Other news. I've been to some amazing performances in the last few months - Savion Glover who is one of the world's finest tappers was in North Van with Bare Soundz - his tap crew. Each dancer had his own little wood (probably) hollow stage, like 3 little islands on the main stage. What was most interesting and compelling about the show is that this stage produced the most amazing sounds. Melodic rhythms were created by tapping on different parts of the stage and of course, by using different parts of the feet. Sometimes I just closed my eyes and took it in aurally. Tremendous.
A couple of weeks later, I checked out Mozaico Flamenco's Cafe de Chinitas. One of the artistic directors Oscar de la "Red Shoes" as he called himself, brought forward the idea that their troupe highlighted old tradition, new tradition and new wave flamenco. He even had an old flamenco singer on stage with him who sang in his raspy old guy voice while Oscar danced a few steps. I so deeply appreciate the continuation of music and dance traditions, not only that but how people weave them heartfully into something new. As the other co-director is the only Chinese professional flamenco dancer in Canada, they have also managed to weave in a bit of Chinese culture as well. The costumes were striking, vividly coloured. It was awesome.
My own dance has been interesting - bellydancing continues and I must choose where to go next. The dance climate has changed so much here in Vancouver. My troupe mates and I are the only dancers following our style of tribal style bellydance. It feels a bit isolated at times, but all of us feel strongly that this is what we want to continue to do - so we do. The question is, what next for me? How do I continue to move ahead? What am I working towards?
A few weeks back I completed 12 days of the Wild Rose Herbal Detox.
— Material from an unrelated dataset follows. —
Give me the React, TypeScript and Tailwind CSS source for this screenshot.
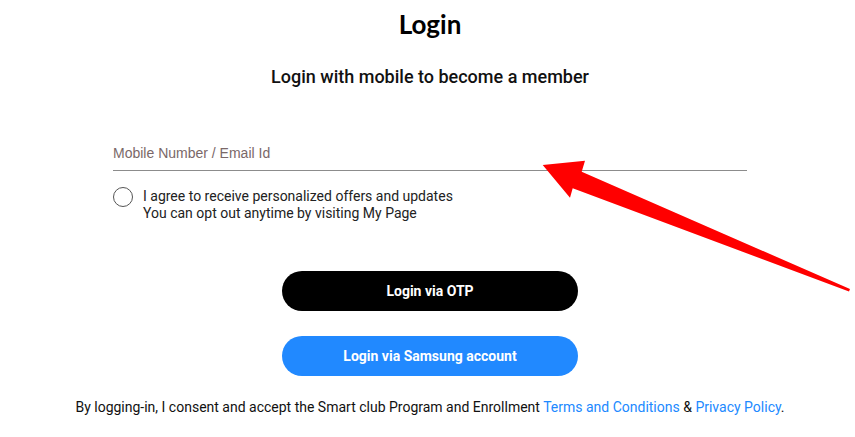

It's a 12 day "cleanse" with no flour, sugar, dairy or fermented things. I did AWESOME. I think I cheated with sushi because it has rice wine vinegar in the rice but that didn't occur to me at the time. Here's what I noticed. I felt less reactive through the day. I was able to wake easily and sleep easily. My morning fogginess and likewise my mid afternoon sleepies just didn't happen. I also lost about 4 pounds which at first seemed a bit low but technically they say its safe to lose 1% of your body weight per week so for me that would be about 2.5 lbs. Not so bad. Favourite foods were ginger pear oatmeal, almond milk, almond butter on rice cakes, hummus on multigran brown rice crackers, garlic butter fine herb salmon and brown rice/kale pilaf.
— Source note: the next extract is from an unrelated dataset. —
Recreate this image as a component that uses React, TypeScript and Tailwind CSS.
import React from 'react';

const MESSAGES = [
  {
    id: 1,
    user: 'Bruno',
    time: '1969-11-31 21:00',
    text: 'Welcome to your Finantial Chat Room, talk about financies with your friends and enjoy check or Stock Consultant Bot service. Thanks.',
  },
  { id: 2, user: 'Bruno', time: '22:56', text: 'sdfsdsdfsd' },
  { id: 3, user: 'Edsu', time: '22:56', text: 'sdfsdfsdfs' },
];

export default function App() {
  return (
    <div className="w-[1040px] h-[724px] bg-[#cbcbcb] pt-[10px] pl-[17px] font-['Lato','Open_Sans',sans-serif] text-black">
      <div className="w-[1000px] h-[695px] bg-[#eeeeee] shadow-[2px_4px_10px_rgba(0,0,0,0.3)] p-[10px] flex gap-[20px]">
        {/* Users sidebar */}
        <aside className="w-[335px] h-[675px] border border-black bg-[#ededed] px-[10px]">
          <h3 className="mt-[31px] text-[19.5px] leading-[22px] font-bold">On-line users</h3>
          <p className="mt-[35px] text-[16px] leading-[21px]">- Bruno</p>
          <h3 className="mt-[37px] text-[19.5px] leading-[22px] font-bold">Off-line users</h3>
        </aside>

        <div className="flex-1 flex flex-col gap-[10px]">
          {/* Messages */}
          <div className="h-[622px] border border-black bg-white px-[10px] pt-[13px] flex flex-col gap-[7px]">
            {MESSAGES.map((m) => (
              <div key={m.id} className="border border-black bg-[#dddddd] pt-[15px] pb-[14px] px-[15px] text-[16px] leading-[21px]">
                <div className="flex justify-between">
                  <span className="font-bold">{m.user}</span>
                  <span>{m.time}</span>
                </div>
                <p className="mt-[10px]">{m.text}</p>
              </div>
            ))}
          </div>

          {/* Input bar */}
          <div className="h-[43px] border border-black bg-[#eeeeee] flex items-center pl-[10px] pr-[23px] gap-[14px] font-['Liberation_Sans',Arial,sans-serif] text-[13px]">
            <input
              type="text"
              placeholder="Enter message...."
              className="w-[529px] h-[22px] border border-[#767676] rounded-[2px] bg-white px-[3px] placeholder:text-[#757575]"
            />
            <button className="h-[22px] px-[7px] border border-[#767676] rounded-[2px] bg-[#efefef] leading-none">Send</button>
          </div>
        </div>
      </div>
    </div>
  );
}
Fitnesswise I've hit a good stride, bootcamp and dance supplemented by quality time with my rowing machine and local walks in parks near my house when it's nice. I'm feeling pretty motivated overall. At bootcamp the other day I remembered that I used to play Rugby in university. I was such a loner, and never really felt connected with friends at school so it shocked me to recall this. The thought that went through my mind was "OMG, you played team sports! What the heck possessed you to do that?" I remember practices in the rain, snow, mud, and it was Rugby and I was a forward so I was on the ground all the time. I wonder what changed between here and there, and what was alive in me then that I'm slowly reaching for now.
Personally, I felt a few months ago that I was ready to leave C if we couldn't work things out. Being with him really felt like a life or death battle to maintain my sense of self. Well, we decided to go back to counselling and our counsellor, while quirky, has helped us get to a place that we haven't been before:his desire for safety, my desire to be seen. Although our issues are far from resolved, the time we've put towards counselling sessions have allowed us to enjoying a bit more peace at home which has been important. I'm hopeful for whatever is to come.
Work has been excellent, I'm grateful for the friendships I'm building there. I really feel like I'm living in one of the best times of my life.